*Task details*:
Make an exact copy of all the material below, apart from the pictures.

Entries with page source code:
■ ■ ■ ■

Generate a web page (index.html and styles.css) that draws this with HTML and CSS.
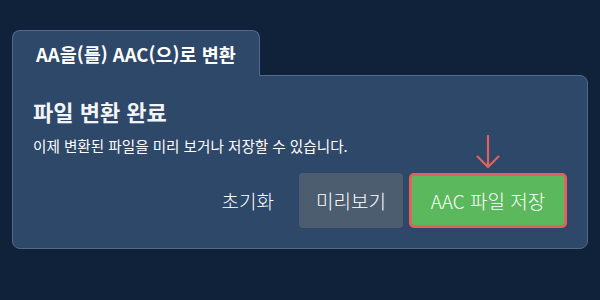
FILE: index.html
```html
<!DOCTYPE html>
<html lang="ko">
<head>
  <meta charset="UTF-8" />
  <title>AAC 변환</title>
  <link rel="stylesheet" href="styles.css">
</head>
<body>
  <div class="dialog">
    <div class="tab">AA을(를) AAC(으)로 변환</div>
    <div class="panel">
      <h2 class="title">파일 변환 완료</h2>
      <p class="desc">이제 변환된 파일을 미리 보거나 저장할 수 있습니다.</p>
      <div class="actions">
        <button class="btn-reset">초기화</button>
        <button class="btn-preview">미리보기</button>
        <div class="save-wrap">
          <svg class="arrow" width="30" height="36" viewBox="0 0 30 36">
            <path d="M15 1 V33 M4 22 L15 33 L26 22" fill="none" stroke="#e0625c" stroke-width="2.2" />
          </svg>
          <button class="btn-save">AAC 파일 저장</button>
        </div>
      </div>
    </div>
  </div>
</body>
</html>
```

FILE: styles.css
```css
body {
  margin: 0;
  background-color: #10223a;
  font-family: 'Noto Sans CJK KR', 'Noto Sans', sans-serif;
  color: #fff;
  width: 600px;
  height: 300px;
  overflow: hidden;
}

.dialog {
  margin: 30px 0 0 12px;
  width: 576px;
}

.tab {
  position: relative;
  z-index: 1;
  width: 223px;
  height: 45px;
  margin-bottom: -1px;
  padding-left: 23px;
  background-color: #2d4869;
  border: 1px solid #52698a;
  border-bottom: none;
  border-radius: 8px 8px 0 0;
  font-size: 18.5px;
  font-weight: 700;
  line-height: 46px;
}

.panel {
  height: 172px;
  background-color: #2d4869;
  border: 1px solid #52698a;
  border-radius: 0 8px 8px 8px;
  padding: 0 20px;
}

.title {
  margin: 20px 0 0 0;
  font-size: 22px;
  font-weight: 700;
  line-height: 30px;
  color: #f2f4f7;
}

.desc {
  margin: 10px 0 0 0;
  font-size: 14.6px;
  line-height: 20px;
}

.actions {
  display: flex;
  justify-content: flex-end;
  align-items: center;
  gap: 6px;
  margin-top: 17px;
}

.actions button {
  font-family: inherit;
  font-size: 19px;
  font-weight: 300;
  color: #fff;
  border: none;
  cursor: pointer;
}

.btn-reset {
  background: none;
  height: 55px;
  padding: 0 19px 0 22px;
  color: #e6ebf0;
}

.btn-preview {
  width: 104px;
  height: 55px;
  background-color: #4c5d70;
  border-radius: 4px;
}

.save-wrap {
  position: relative;
}

.arrow {
  position: absolute;
  left: 64px;
  top: -39px;
}

.btn-save {
  display: block;
  width: 158px;
  height: 55px;
  background-color: #5cb85c;
  border: 3px solid #e0625c !important;
  border-radius: 5px;
}
```
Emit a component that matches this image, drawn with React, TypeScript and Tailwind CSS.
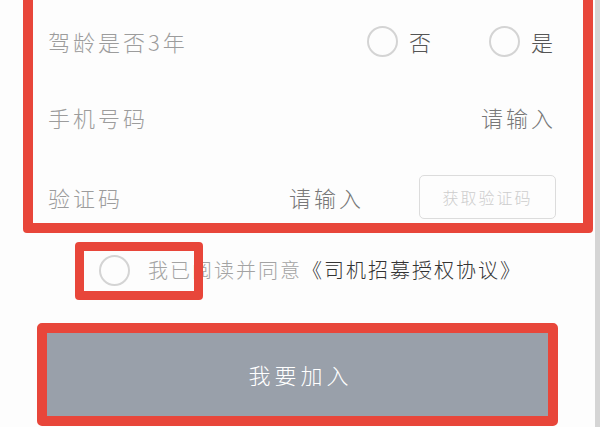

■ ■ ■ ■

*Completed exercise*:
Generate a web page (index.html and styles.css) that draws this with HTML and CSS.
FILE: index.html
```html
<!DOCTYPE html>
<html lang="ko">
<head>
  <meta charset="UTF-8" />
  <title>AAC 변환</title>
  <link rel="stylesheet" href="styles.css">
</head>
<body>
  <div class="dialog">
    <div class="tab">AA을(를) AAC(으)로 변환</div>
    <div class="panel">
      <h2 class="title">파일 변환 완료</h2>
      <p class="desc">이제 변환된 파일을 미리 보거나 저장할 수 있습니다.</p>
      <div class="actions">
        <button class="btn-reset">초기화</button>
        <button class="btn-preview">미리보기</button>
        <div class="save-wrap">
          <svg class="arrow" width="30" height="36" viewBox="0 0 30 36">
            <path d="M15 1 V33 M4 22 L15 33 L26 22" fill="none" stroke="#e0625c" stroke-width="2.2" />
          </svg>
          <button class="btn-save">AAC 파일 저장</button>
        </div>
      </div>
    </div>
  </div>
</body>
</html>
```

FILE: styles.css
```css
body {
  margin: 0;
  background-color: #10223a;
  font-family: 'Noto Sans CJK KR', 'Noto Sans', sans-serif;
  color: #fff;
  width: 600px;
  height: 300px;
  overflow: hidden;
}

.dialog {
  margin: 30px 0 0 12px;
  width: 576px;
}

.tab {
  position: relative;
  z-index: 1;
  width: 223px;
  height: 45px;
  margin-bottom: -1px;
  padding-left: 23px;
  background-color: #2d4869;
  border: 1px solid #52698a;
  border-bottom: none;
  border-radius: 8px 8px 0 0;
  font-size: 18.5px;
  font-weight: 700;
  line-height: 46px;
}

.panel {
  height: 172px;
  background-color: #2d4869;
  border: 1px solid #52698a;
  border-radius: 0 8px 8px 8px;
  padding: 0 20px;
}

.title {
  margin: 20px 0 0 0;
  font-size: 22px;
  font-weight: 700;
  line-height: 30px;
  color: #f2f4f7;
}

.desc {
  margin: 10px 0 0 0;
  font-size: 14.6px;
  line-height: 20px;
}

.actions {
  display: flex;
  justify-content: flex-end;
  align-items: center;
  gap: 6px;
  margin-top: 17px;
}

.actions button {
  font-family: inherit;
  font-size: 19px;
  font-weight: 300;
  color: #fff;
  border: none;
  cursor: pointer;
}

.btn-reset {
  background: none;
  height: 55px;
  padding: 0 19px 0 22px;
  color: #e6ebf0;
}

.btn-preview {
  width: 104px;
  height: 55px;
  background-color: #4c5d70;
  border-radius: 4px;
}

.save-wrap {
  position: relative;
}

.arrow {
  position: absolute;
  left: 64px;
  top: -39px;
}

.btn-save {
  display: block;
  width: 158px;
  height: 55px;
  background-color: #5cb85c;
  border: 3px solid #e0625c !important;
  border-radius: 5px;
}
```
Emit a component that matches this image, drawn with React, TypeScript and Tailwind CSS.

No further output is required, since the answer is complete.